Strikingly Unfair
Yesterday's newspapers were full of angry rhetoric about more industrial action in the New Year - before today's public sector pensions strike even got underway.
What puzzles me is why the trade unions support more favourable treatment for different groups of workers?
Now I can understand why the head teachers union would fight to retain a final salary pension scheme - because it favours people who earn a big salary in the final stages of their careers.
But the head teachers' final salary pension is being heavily subsidised - by the school cleaner, the classroom assistant and the school meals worker.
So why don't the GMB, Unison and Unite - stand up and condemn this nonsense as strikingly unfair?
Because that's exactly what it is - and ironically that's what the Labour party and the trade unions say they stand for - equality and fairness at work.
In which case why do they not come out and say that everyone should have the same normal retirement age - why should some groups of workers be allowed to retire before others?

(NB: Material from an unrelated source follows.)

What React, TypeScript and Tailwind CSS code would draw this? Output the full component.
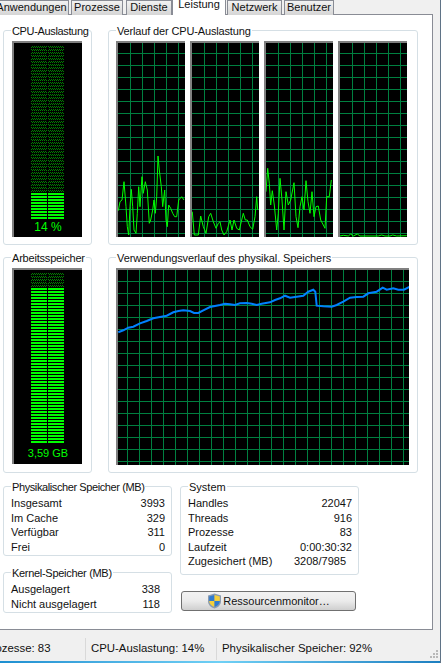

I don't buy for a minute the suggestion that school teachers are somehow more 'burnt out' by 60 - than a classroom assistant or a care worker, for example.
Why should the lower paid groups - be on such inferior conditions compared to their higher paid colleagues?
To its eternal shame the Labour party is encouraging this crazy behaviour - when in truth its leaders accept the case for reform.
The bottom line is fairness at work - and if some public sector workers are more equal than others, then no matter how you cut it - that's simply not fair.